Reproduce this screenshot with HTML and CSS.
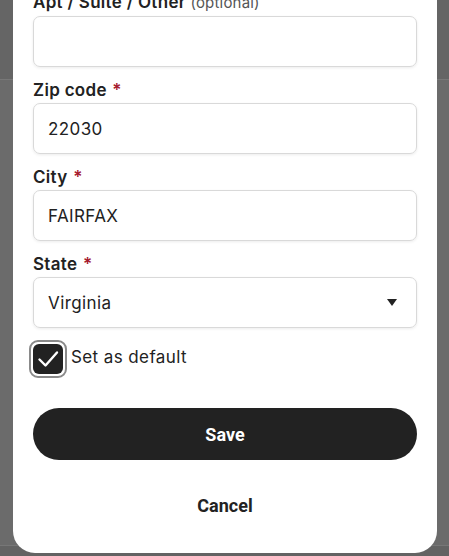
FILE: index.html
```html
<!DOCTYPE html>
<html>
<head>
<meta charset="utf-8">
<link rel="stylesheet" href="styles.css">
</head>
<body>
<div class="backdrop">
  <div class="bg-header"></div>
  <div class="bg-foot"></div>
  <div class="modal">
    <div class="field">
      <label class="label">Apt / Suite / Other <span class="opt">(optional)</span></label>
      <div class="input"></div>
    </div>
    <div class="field">
      <label class="label">Zip code <span class="req">*</span></label>
      <div class="input">22030</div>
    </div>
    <div class="field">
      <label class="label">City <span class="req">*</span></label>
      <div class="input">FAIRFAX</div>
    </div>
    <div class="field">
      <label class="label">State <span class="req">*</span></label>
      <div class="input select">Virginia
        <svg class="caret" width="10" height="7" viewBox="0 0 10 7"><path d="M0 0 H10 L5 7 Z" fill="#222"/></svg>
      </div>
    </div>
    <div class="check-row">
      <span class="check-ring"><span class="check-box">
        <svg width="24" height="24" viewBox="0 0 24 24"><path d="M3.5 12.5 L9.5 18.5 L21 5.5" fill="none" stroke="#fff" stroke-width="2.4" stroke-linecap="round" stroke-linejoin="round"/></svg>
      </span></span>
      <span class="check-label">Set as default</span>
    </div>
    <button class="btn-save">Save</button>
    <button class="btn-cancel">Cancel</button>
  </div>
</div>
</body>
</html>
```

FILE: styles.css
```css
* { box-sizing: border-box; }
html, body { margin: 0; padding: 0; width: 449px; height: 556px; overflow: hidden; }
body { font-family: "Inter", "Liberation Sans", sans-serif; color: #222; }
.backdrop {
  position: relative;
  width: 449px;
  height: 556px;
  background: #6b6b6b;
  overflow: hidden;
}
.bg-header {
  position: absolute; left: 0; top: 0; width: 449px; height: 80px;
  background: #656565; border-bottom: 1px solid #787878;
}
.bg-foot {
  position: absolute; left: 0; top: 545px; width: 449px; height: 11px;
  background: #636363; border-top: 1px solid #777;
}
.modal {
  position: absolute;
  left: 13px;
  top: -32px;
  width: 424px;
  height: 585px;
  background: #fff;
  border-radius: 0 0 22px 22px;
  padding: 22px 20px 0 20px;
  display: flex;
  flex-direction: column;
}
.field { display: flex; flex-direction: column; margin-bottom: 11px; }
.label {
  font-size: 17px;
  font-weight: 600;
  line-height: 24px;
  margin-bottom: 1px;
  letter-spacing: 0.3px;
}
.opt { font-size: 15px; font-weight: 400; color: #555; letter-spacing: 0.2px; }
.req { color: #a61a2e; font-weight: 600; margin-left: 1px; }
.input {
  height: 51px;
  border: 1px solid #d9d9d9;
  border-radius: 7px;
  box-shadow: 0 1px 3px rgba(0,0,0,0.08);
  padding: 0 14px;
  display: flex;
  align-items: center;
  font-size: 17px;
  letter-spacing: 0.4px;
  color: #222;
}
.select { justify-content: space-between; }
.caret { margin-right: 5px; }
.check-row {
  display: flex;
  align-items: center;
  margin-top: 1px;
  height: 38px;
}
.check-ring {
  width: 38px; height: 38px;
  border: 2px solid #8a8a8a;
  border-radius: 9px;
  padding: 2px;
  margin-left: -4px;
  display: flex;
}
.check-box {
  flex: 1;
  background: #222;
  border-radius: 6px;
  display: flex; align-items: center; justify-content: center;
}
.check-label { font-size: 17px; margin-left: 4px; letter-spacing: 0.4px; margin-top: -4px; }
.btn-save {
  margin-top: 30px;
  height: 52px;
  border: none;
  border-radius: 26px;
  background: #222;
  color: #fff;
  font-family: "Roboto", "Liberation Sans", sans-serif;
  font-weight: 700;
  font-size: 18px;
}
.btn-cancel {
  margin-top: 24px;
  height: 42px;
  border: none;
  background: transparent;
  color: #222;
  font-family: "Roboto", "Liberation Sans", sans-serif;
  font-weight: 700;
  font-size: 18px;
}
```
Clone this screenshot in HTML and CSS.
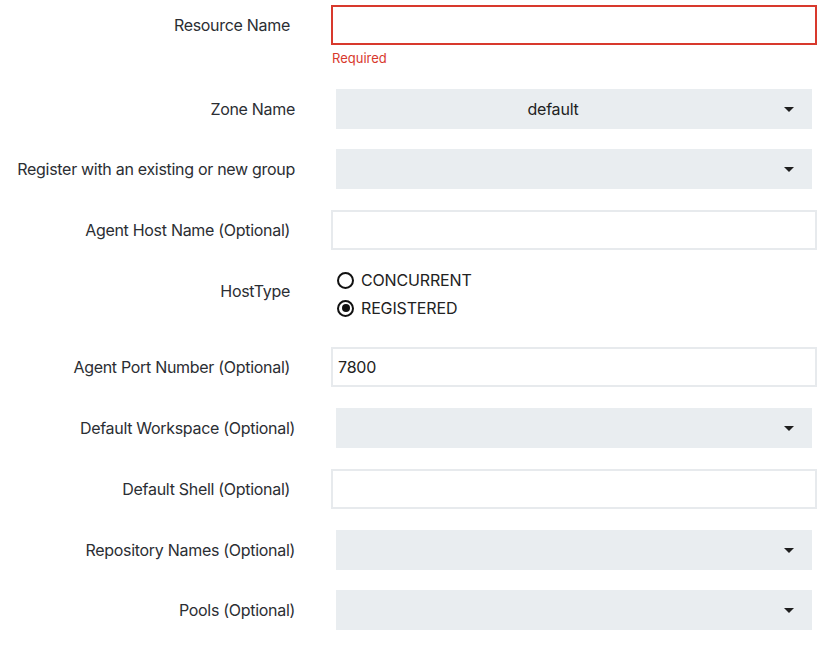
+---+
> **THE TASK**: Transcribe every entry above exactly. Omit all pictures.

> **RESULT**:
Reproduce this screenshot with HTML and CSS.
FILE: index.html
```html
<!DOCTYPE html>
<html>
<head>
<meta charset="utf-8">
<link rel="stylesheet" href="styles.css">
</head>
<body>
<div class="backdrop">
  <div class="bg-header"></div>
  <div class="bg-foot"></div>
  <div class="modal">
    <div class="field">
      <label class="label">Apt / Suite / Other <span class="opt">(optional)</span></label>
      <div class="input"></div>
    </div>
    <div class="field">
      <label class="label">Zip code <span class="req">*</span></label>
      <div class="input">22030</div>
    </div>
    <div class="field">
      <label class="label">City <span class="req">*</span></label>
      <div class="input">FAIRFAX</div>
    </div>
    <div class="field">
      <label class="label">State <span class="req">*</span></label>
      <div class="input select">Virginia
        <svg class="caret" width="10" height="7" viewBox="0 0 10 7"><path d="M0 0 H10 L5 7 Z" fill="#222"/></svg>
      </div>
    </div>
    <div class="check-row">
      <span class="check-ring"><span class="check-box">
        <svg width="24" height="24" viewBox="0 0 24 24"><path d="M3.5 12.5 L9.5 18.5 L21 5.5" fill="none" stroke="#fff" stroke-width="2.4" stroke-linecap="round" stroke-linejoin="round"/></svg>
      </span></span>
      <span class="check-label">Set as default</span>
    </div>
    <button class="btn-save">Save</button>
    <button class="btn-cancel">Cancel</button>
  </div>
</div>
</body>
</html>
```

FILE: styles.css
```css
* { box-sizing: border-box; }
html, body { margin: 0; padding: 0; width: 449px; height: 556px; overflow: hidden; }
body { font-family: "Inter", "Liberation Sans", sans-serif; color: #222; }
.backdrop {
  position: relative;
  width: 449px;
  height: 556px;
  background: #6b6b6b;
  overflow: hidden;
}
.bg-header {
  position: absolute; left: 0; top: 0; width: 449px; height: 80px;
  background: #656565; border-bottom: 1px solid #787878;
}
.bg-foot {
  position: absolute; left: 0; top: 545px; width: 449px; height: 11px;
  background: #636363; border-top: 1px solid #777;
}
.modal {
  position: absolute;
  left: 13px;
  top: -32px;
  width: 424px;
  height: 585px;
  background: #fff;
  border-radius: 0 0 22px 22px;
  padding: 22px 20px 0 20px;
  display: flex;
  flex-direction: column;
}
.field { display: flex; flex-direction: column; margin-bottom: 11px; }
.label {
  font-size: 17px;
  font-weight: 600;
  line-height: 24px;
  margin-bottom: 1px;
  letter-spacing: 0.3px;
}
.opt { font-size: 15px; font-weight: 400; color: #555; letter-spacing: 0.2px; }
.req { color: #a61a2e; font-weight: 600; margin-left: 1px; }
.input {
  height: 51px;
  border: 1px solid #d9d9d9;
  border-radius: 7px;
  box-shadow: 0 1px 3px rgba(0,0,0,0.08);
  padding: 0 14px;
  display: flex;
  align-items: center;
  font-size: 17px;
  letter-spacing: 0.4px;
  color: #222;
}
.select { justify-content: space-between; }
.caret { margin-right: 5px; }
.check-row {
  display: flex;
  align-items: center;
  margin-top: 1px;
  height: 38px;
}
.check-ring {
  width: 38px; height: 38px;
  border: 2px solid #8a8a8a;
  border-radius: 9px;
  padding: 2px;
  margin-left: -4px;
  display: flex;
}
.check-box {
  flex: 1;
  background: #222;
  border-radius: 6px;
  display: flex; align-items: center; justify-content: center;
}
.check-label { font-size: 17px; margin-left: 4px; letter-spacing: 0.4px; margin-top: -4px; }
.btn-save {
  margin-top: 30px;
  height: 52px;
  border: none;
  border-radius: 26px;
  background: #222;
  color: #fff;
  font-family: "Roboto", "Liberation Sans", sans-serif;
  font-weight: 700;
  font-size: 18px;
}
.btn-cancel {
  margin-top: 24px;
  height: 42px;
  border: none;
  background: transparent;
  color: #222;
  font-family: "Roboto", "Liberation Sans", sans-serif;
  font-weight: 700;
  font-size: 18px;
}
```
Clone this screenshot in HTML and CSS.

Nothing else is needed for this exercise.